One of the easier ways to position yourself to benefit successfully from the collapse of fragile systems is to identity potentially disruptive technologies (like blockchain) in their very early stages (and yes, with blockchain adoption presently at 2.5% or less, we’re still way early). And, for various reasons, identifying such technologies is easier to do if you limit your search to only those technologies that, like blockchain and social networks, grow exponentially and enjoy network effect advantages.
There are two main ways to potentially benefit by identifying these disruptive technologies very early.
Pick the Winners
One is to place small, early bets on the new technology itself. For instance, anyone paying any attention should have been able to see pretty early that digital cameras would eventually improve in cost and quality to a point sufficient to replace film cameras en masse. Investing a little bit (and it only takes a little bit at that stage) very early in companies likely to benefit from the digital camera revolution seems like a no brainer opportunity in hindsight.
And...it was, though few capitalized on it.
But Picking Winners is Hard
There are several challenges with trying to invest directly in any new disruptive technology. The first is that most promising new technologies won’t actually pan out (to paraphrase another maxim, you’re going to be wrong about these things far more often than you’re right). Second, it’s hard to know which exact companies will prove to be the winners in implementing the new technology. So, you can easily bet on the right tech but pick the wrong company and still do very poorly (this happens often in biotech, for example).
Third, securities laws are rigged against most people. Investing in new technology at the very early stages is typically limited by law to “accredited investors” (aka, “rich people”). By the time these disruptive companies become available to the general public via an an “initial public offering”, much of the potential gains have already accrued to the original rich investors. So, even if you are successful in picking the right tech and the right company or project (no small feat), you still may be prohibited from investing unless you’re rich.
(Note that the blockchain space is one area where Average Joes have been able to get in early and benefit immensely because the most important cryptocurrencies and tokens are often not “securities” and so are not subject to the accredited investor rules)
Picking the Losers
A second way of benefiting from the eventual collapse of centralized/optimized systems, and one that does not suffer all the disadvantages and challenges just noted, is not to try to bet on the disrupting winners but rather to bet against the eventual disrupted losers. For instance, rather than trying to determine which companies would eventually benefit most from the digital camera revolution, one could have instead sought to determine those companies that were most likely to be harmed the most (e.g., Kodak) and position oneself to benefit from their eventual demise.

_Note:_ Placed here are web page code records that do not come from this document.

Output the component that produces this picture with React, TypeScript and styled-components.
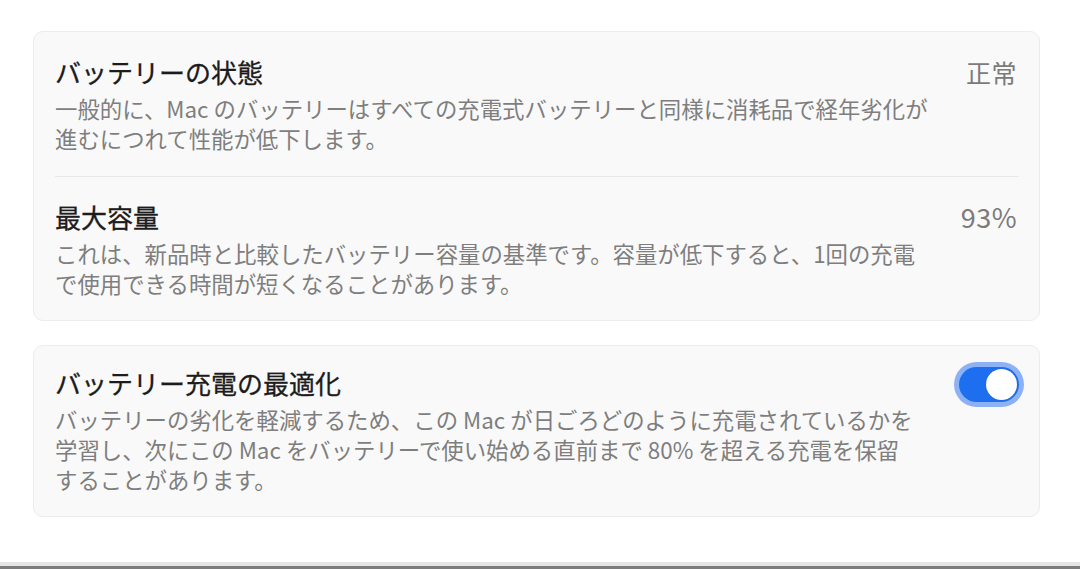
import React, { useState } from 'react'
import styled, { createGlobalStyle } from 'styled-components'

const GlobalStyle = createGlobalStyle`
    html, body {
        margin: 0;
        padding: 0;
        background: #fff;
    }
    body {
        font-family: "Noto Sans CJK JP", "Noto Sans", "Liberation Sans", sans-serif;
        -webkit-font-smoothing: antialiased;
    }
`

const SPage = styled.div`
    display: flex;
    flex-direction: column;
    height: 569px;
    box-sizing: border-box;
`

const SContent = styled.div`
    flex: 1;
    display: flex;
    flex-direction: column;
    gap: 24px;
    padding: 31px 40px 0 33px;
`

const SCard = styled.div`
    background: #f9f9f9;
    border: 1px solid #ececec;
    border-radius: 10px;
    padding: 0 20px 0 21px;
`

const SRow = styled.div<{ $pt: number; $pb: number; $divider?: boolean }>`
    display: flex;
    justify-content: space-between;
    align-items: flex-start;
    padding: ${p => p.$pt}px 0 ${p => p.$pb}px 0;
    border-top: ${p => (p.$divider ? '1px solid #e9e9e9' : 'none')};
`

const STexts = styled.div`
    display: flex;
    flex-direction: column;
    gap: 4px;
`

const STitle = styled.div`
    font-size: 26px;
    line-height: 34px;
    font-weight: 400;
    color: #1c1c1c;
    -webkit-text-stroke: 0.3px #1c1c1c;
`

const SDesc = styled.div`
    font-size: 22.4px;
    line-height: 30px;
    color: #7e7e7e;
    white-space: nowrap;
`

const SValue = styled.div<{ $size?: number }>`
    font-size: ${p => p.$size ?? 25}px;
    line-height: 34px;
    margin-right: 2px;
    color: #7b7b7b;
    letter-spacing: 0.5px;
`

const SSwitch = styled.button<{ $on: boolean }>`
    display: flex;
    align-items: center;
    justify-content: ${p => (p.$on ? 'flex-end' : 'flex-start')};
    width: 60px;
    height: 35px;
    margin: 1px 0 0 0;
    padding: 0 2px;
    border: none;
    border-radius: 18px;
    background: ${p => (p.$on ? '#1d6ff0' : '#dcdcdc')};
    box-shadow: 0 0 0 5px #8db1f5;
    cursor: pointer;
`

const SKnob = styled.span`
    width: 31px;
    height: 31px;
    border-radius: 50%;
    background: #fff;
    box-shadow: 0 0 1px rgba(0, 0, 0, 0.3);
`

const SFooter = styled.div`
    height: 3px;
    background: #7c7c7c;
    border-top: 4px solid #e5e5e5;
`

const App = () => {
    const [optimized, setOptimized] = useState(true)

    return (
        <SPage>
            <GlobalStyle />
            <SContent>
                <SCard>
                    <SRow $pt={23} $pb={23}>
                        <STexts>
                            <STitle>バッテリーの状態</STitle>
                            <SDesc>
                                一般的に、Mac のバッテリーはすべての充電式バッテリーと同様に消耗品で経年劣化が
                                <br />
                                進むにつれて性能が低下します。
                            </SDesc>
                        </STexts>
                        <SValue>正常</SValue>
                    </SRow>
                    <SRow $pt={23} $pb={22} $divider>
                        <STexts>
                            <STitle>最大容量</STitle>
                            <SDesc>
                                これは、新品時と比較したバッテリー容量の基準です。容量が低下すると、1回の充電
                                <br />
                                で使用できる時間が短くなることがあります。
                            </SDesc>
                        </STexts>
                        <SValue $size={27}>93%</SValue>
                    </SRow>
                </SCard>
                <SCard>
                    <SRow $pt={20} $pb={22}>
                        <STexts>
                            <STitle>バッテリー充電の最適化</STitle>
                            <SDesc>
                                バッテリーの劣化を軽減するため、この Mac が日ごろどのように充電されているかを
                                <br />
                                学習し、次にこの Mac をバッテリーで使い始める直前まで 80% を超える充電を保留
                                <br />
                                することがあります。
                            </SDesc>
                        </STexts>
                        <SSwitch $on={optimized} onClick={() => setOptimized(!optimized)}>
                            <SKnob />
                        </SSwitch>
                    </SRow>
                </SCard>
            </SContent>
            <SFooter />
        </SPage>
    )
}

export default App
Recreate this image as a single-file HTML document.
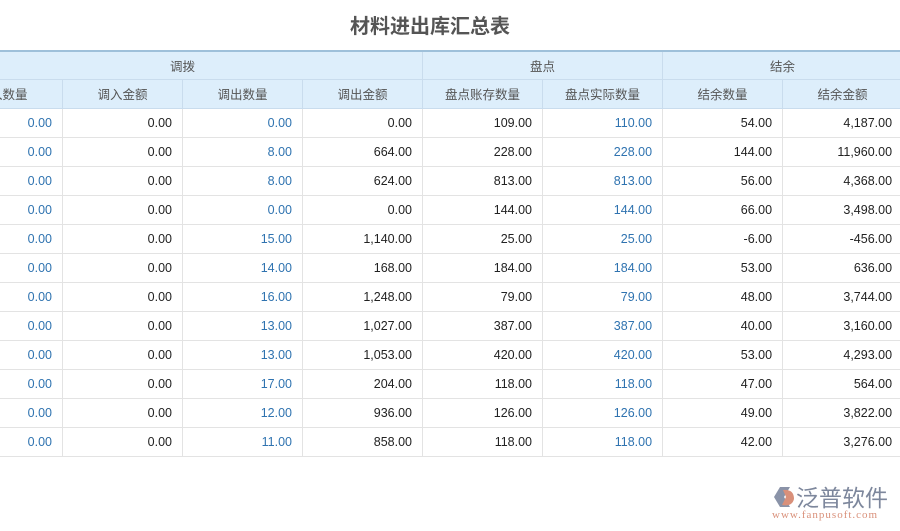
<!DOCTYPE html>
<html><head><meta charset="utf-8"><style>
body{margin:0;width:900px;height:531px;background:#fff;overflow:hidden;position:relative;font-family:"Liberation Sans","Noto Sans CJK SC",sans-serif;}
h1{position:absolute;top:10px;left:0;width:860px;text-align:center;margin:0;font-size:20px;font-weight:bold;color:#555;}
table{position:absolute;left:-58px;top:50px;width:960px;border-collapse:collapse;table-layout:fixed;}
td,th{padding:0 10px 0 0;box-sizing:border-box;font-size:12.5px;border:1px solid #e3e3e3;}
th{background:#ddeefb;color:#555;font-weight:normal;height:29px;text-align:center;padding:0;border-color:#c9dced;}
tr.top th{border-top:2px solid #9ec0da;height:28px;}
td{height:29px;text-align:right;color:#222;}
td.b{color:#2f73b0;}
.logo{position:absolute;left:770px;top:483px;}
</style></head><body>
<h1>材料进出库汇总表</h1>
<table>
<colgroup><col style="width:120px"><col style="width:120px"><col style="width:120px"><col style="width:120px"><col style="width:120px"><col style="width:120px"><col style="width:120px"><col style="width:120px"></colgroup>
<tr class="top"><th colspan="4">调拨</th><th colspan="2">盘点</th><th colspan="2">结余</th></tr>
<tr><th>调入数量</th><th>调入金额</th><th>调出数量</th><th>调出金额</th><th>盘点账存数量</th><th>盘点实际数量</th><th>结余数量</th><th>结余金额</th></tr>
<tr><td class="b">0.00</td><td>0.00</td><td class="b">0.00</td><td>0.00</td><td>109.00</td><td class="b">110.00</td><td>54.00</td><td>4,187.00</td></tr>
<tr><td class="b">0.00</td><td>0.00</td><td class="b">8.00</td><td>664.00</td><td>228.00</td><td class="b">228.00</td><td>144.00</td><td>11,960.00</td></tr>
<tr><td class="b">0.00</td><td>0.00</td><td class="b">8.00</td><td>624.00</td><td>813.00</td><td class="b">813.00</td><td>56.00</td><td>4,368.00</td></tr>
<tr><td class="b">0.00</td><td>0.00</td><td class="b">0.00</td><td>0.00</td><td>144.00</td><td class="b">144.00</td><td>66.00</td><td>3,498.00</td></tr>
<tr><td class="b">0.00</td><td>0.00</td><td class="b">15.00</td><td>1,140.00</td><td>25.00</td><td class="b">25.00</td><td>-6.00</td><td>-456.00</td></tr>
<tr><td class="b">0.00</td><td>0.00</td><td class="b">14.00</td><td>168.00</td><td>184.00</td><td class="b">184.00</td><td>53.00</td><td>636.00</td></tr>
<tr><td class="b">0.00</td><td>0.00</td><td class="b">16.00</td><td>1,248.00</td><td>79.00</td><td class="b">79.00</td><td>48.00</td><td>3,744.00</td></tr>
<tr><td class="b">0.00</td><td>0.00</td><td class="b">13.00</td><td>1,027.00</td><td>387.00</td><td class="b">387.00</td><td>40.00</td><td>3,160.00</td></tr>
<tr><td class="b">0.00</td><td>0.00</td><td class="b">13.00</td><td>1,053.00</td><td>420.00</td><td class="b">420.00</td><td>53.00</td><td>4,293.00</td></tr>
<tr><td class="b">0.00</td><td>0.00</td><td class="b">17.00</td><td>204.00</td><td>118.00</td><td class="b">118.00</td><td>47.00</td><td>564.00</td></tr>
<tr><td class="b">0.00</td><td>0.00</td><td class="b">12.00</td><td>936.00</td><td>126.00</td><td class="b">126.00</td><td>49.00</td><td>3,822.00</td></tr>
<tr><td class="b">0.00</td><td>0.00</td><td class="b">11.00</td><td>858.00</td><td>118.00</td><td class="b">118.00</td><td>42.00</td><td>3,276.00</td></tr>
</table>
<div class="logo">
<svg width="26" height="24" style="position:absolute;left:0;top:2px"><path d="M4 12 L10 2 L20 2 L14 12 L20 22 L10 22Z" fill="#8a93a8"/><path d="M13 5 Q24 4 24 14 Q22 22 12 20 L16 12Z" fill="#d9907a"/></svg>
<div style="position:absolute;left:26px;top:-4px;font-size:23px;color:#7d879c;white-space:nowrap;letter-spacing:0px;font-family:'Noto Sans CJK SC',sans-serif">泛普软件</div>
<div style="position:absolute;left:2px;top:26px;font-size:11px;color:#d9907a;font-family:'Liberation Serif',serif;white-space:nowrap;letter-spacing:1px">www.fanpusoft.com</div>
</div>
</body></html>
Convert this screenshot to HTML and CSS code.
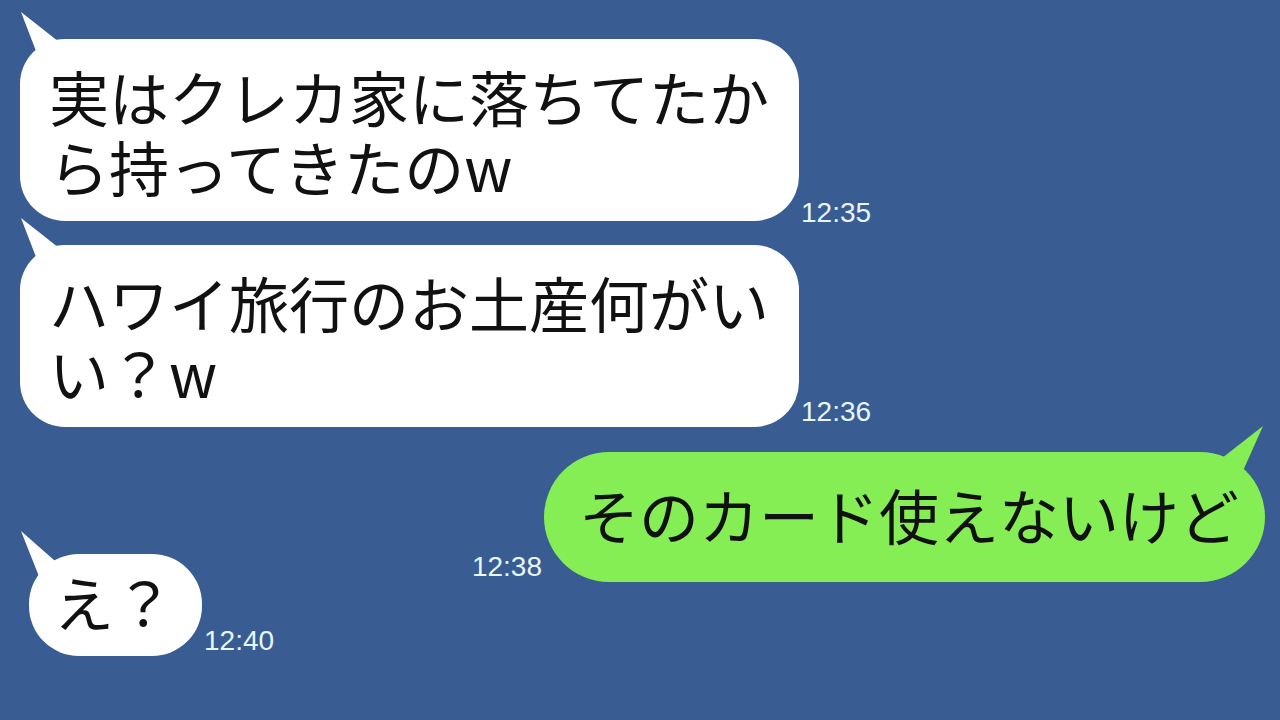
FILE: index.html
```html
<!DOCTYPE html>
<html lang="ja">

<head>
    <meta charset="UTF-8" />
    <meta name="viewport" content="width=device-width, initial-scale=1.0" />
    <title>トーク</title>
    <link rel="stylesheet" href="styles.css">
</head>

<body>
    <div class="chat">
        <div class="row">
            <p class="bubble in">実はクレカ家に落ちてたか<br>ら持ってきたのw</p>
            <span class="time low">12:35</span>
        </div>

        <div class="row">
            <p class="bubble in">ハワイ旅行のお土産何がい<br>い？w</p>
            <span class="time">12:36</span>
        </div>

        <div class="row mine">
            <span class="time">12:38</span>
            <p class="bubble out">そのカード使えないけど</p>
        </div>

        <div class="row short">
            <p class="bubble in small">え？</p>
            <span class="time">12:40</span>
        </div>
    </div>
</body>

</html>
```

FILE: styles.css
```css
* {
    margin: 0;
    padding: 0;
}

html,
body {
    height: 100%;
}

body {
    background: #395c93;
    font-family: "Noto Sans CJK JP", "Noto Sans", sans-serif;
    overflow: hidden;
}

.chat {
    display: flex;
    flex-direction: column;
    padding: 39px 15px 0 20px;
}

.row {
    display: flex;
    align-items: flex-end;
    gap: 2px;
    margin-bottom: 24px;
}

.row.mine {
    justify-content: flex-end;
    margin-top: 1px;
}

.row.short {
    margin-top: -52px;
    margin-left: 9px;
}

/* 吹き出し */
.bubble {
    position: relative;
    font-size: 60px;
    line-height: 70px;
    color: #111;
    padding: 22px 30px 20px 29px;
}

.bubble.in {
    background: #fff;
    border-radius: 45px;
}

.bubble.out {
    background: #86ee55;
    border-radius: 65px;
    padding: 27px 26px 33px 35px;
}

.bubble.small {
    border-radius: 50px;
    padding: 12px 28px 20px 25px;
}

/* しっぽ */
.bubble::before {
    content: "";
    position: absolute;
}

.bubble.in::before {
    left: 0;
    top: -27px;
    width: 50px;
    height: 55px;
    background: #fff;
    clip-path: polygon(1px 0, 48px 37px, 21px 52px);
}

.bubble.small::before {
    left: -8px;
    top: -23px;
    clip-path: polygon(0 0, 42px 37px, 21px 53px);
}

.bubble.out::before {
    right: 0;
    top: -26px;
    width: 50px;
    height: 60px;
    background: #86ee55;
    clip-path: polygon(48px 0, 2px 36px, 23px 56px);
}

.time {
    font-family: "Liberation Sans", Arial, sans-serif;
    font-size: 28px;
    line-height: 28px;
    color: #e8f6ff;
    margin-bottom: 1px;
}

.time.low {
    margin-bottom: -6px;
}
```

To give another example, rather than betting on specific blockchain projects hoping you successfully pick the winners, instead perhaps seek to determine which companies and industries are most likely to be disrupted by blockchains and find ways to benefit from their declining relevance. The great advantage of this approach is that you don’t have to guess which new company or project will be the winner, only which companies or industries will be the losers, and that’s significantly easier. It’s easier because the old, fragile companies will be disrupted regardless who who the exact new winner is.
Timing is Everything
However, if we take the approach of betting against the losers, timing is critical. It can often take longer than one anticipates for the new technology to really reach its disruptive potential. To give just one example, I’ve been talking about blockchains now for ten years (!!), and they are still a year or three away from really starting to disrupt centralized, optimized establishment systems and organizations.
But, if you arrive too late, most of the damage to the establishment will have already been done and you’ll not be able to adequately benefit.
In short, if you’re going to bet against the establishment, you definitely don’t want to be too early nor too late. That’s the tricky part.
Fortunately there is a aid to timing that can help, at least with certain types of disruptive technologies—again, those benefiting from exponential adoption and, among those, especially those benefiting from network effects.
The S-Curve Tells You When
Plotted on a line graph, adoption of new exponential technologies typically creates an “S curve”. Absolute adoption starts off low and slow (because the tech is brand new and you’re doubling from a very low base). As a result the plotted line on your graph is fairly flat but angles slightly up and to the right over time.
But eventually you reach the “knee of the curve”, the point at which subsequent doublings in adoption really start to add up in absolute number terms. At that point the curve on the graph then begins to accelerate steeply upward and to the right. And then as we approach the saturation point, the adoption rate slows once again and the curve flattens again. The result is an “S” shaped adoption curve.
The key insight here is that establishment companies don’t really start to be disrupted by the new tech (or otherwise give it much attention at all) until the knee of the curve is reached, and that happens at about the third doubling after adoption has reached 1%. And three doublings from 1% is 8% (2 —> 4 —> 8).
So, the time to position yourself to benefit from the demise of fragile/centralized/optimized establishment companies is therefore once adoption of the new disruptive technology reaches about 8% to 10% penetration. (Note that this 10% is also the point that Malcolm Gladwell famously identified as the “tipping point” in his excellent book by the same name).
Although some new technologies fizzle after achieving 10% adoption, most that are going to fizzle do so well before that. Thus, by waiting until 8% to 10% adoption before trying to position yourself to benefit from the demise of the fragile establishment, you greatly reduce the odds of betting too early.
Where are We on Blockchain Adoption?
It’s difficult to estimate current adoption of blockchain technology, but most estimates range from 1% to 2.5% worldwide. Importantly, however, blockchain adoption is occurring very rapidly, doubling approximately every six to twelve months. This high rate of adoption has two important implications.
First and foremost, it means that, if the trend continues (as I expect it will), we’re only 18 months to 36 months (give or take) from reaching the “knee of the curve”, the tipping point at which the new technology just starts to disrupt the establishment companies en masse.
And then we’re only a couple years from there (so, say...five years away from the present at most) before its impact becomes absolutely devastating on the establishment.
Second, the very fast doubling in adoption, if it continues (as I expect it will), means that establishment companies are going to have a very, very short window to save themselves (by reworking the new technology into their business models). If history is any guide, most of them will not do this quickly or well enough (think Kodak) and will therefore perish or become much less relevant, seemingly almost overnight.
Conclusion
In short, between 18 months from now and 36 months from now may be an ideal time to position oneself to benefit from the blockchain disruption. And now is the time to start planning how to do so.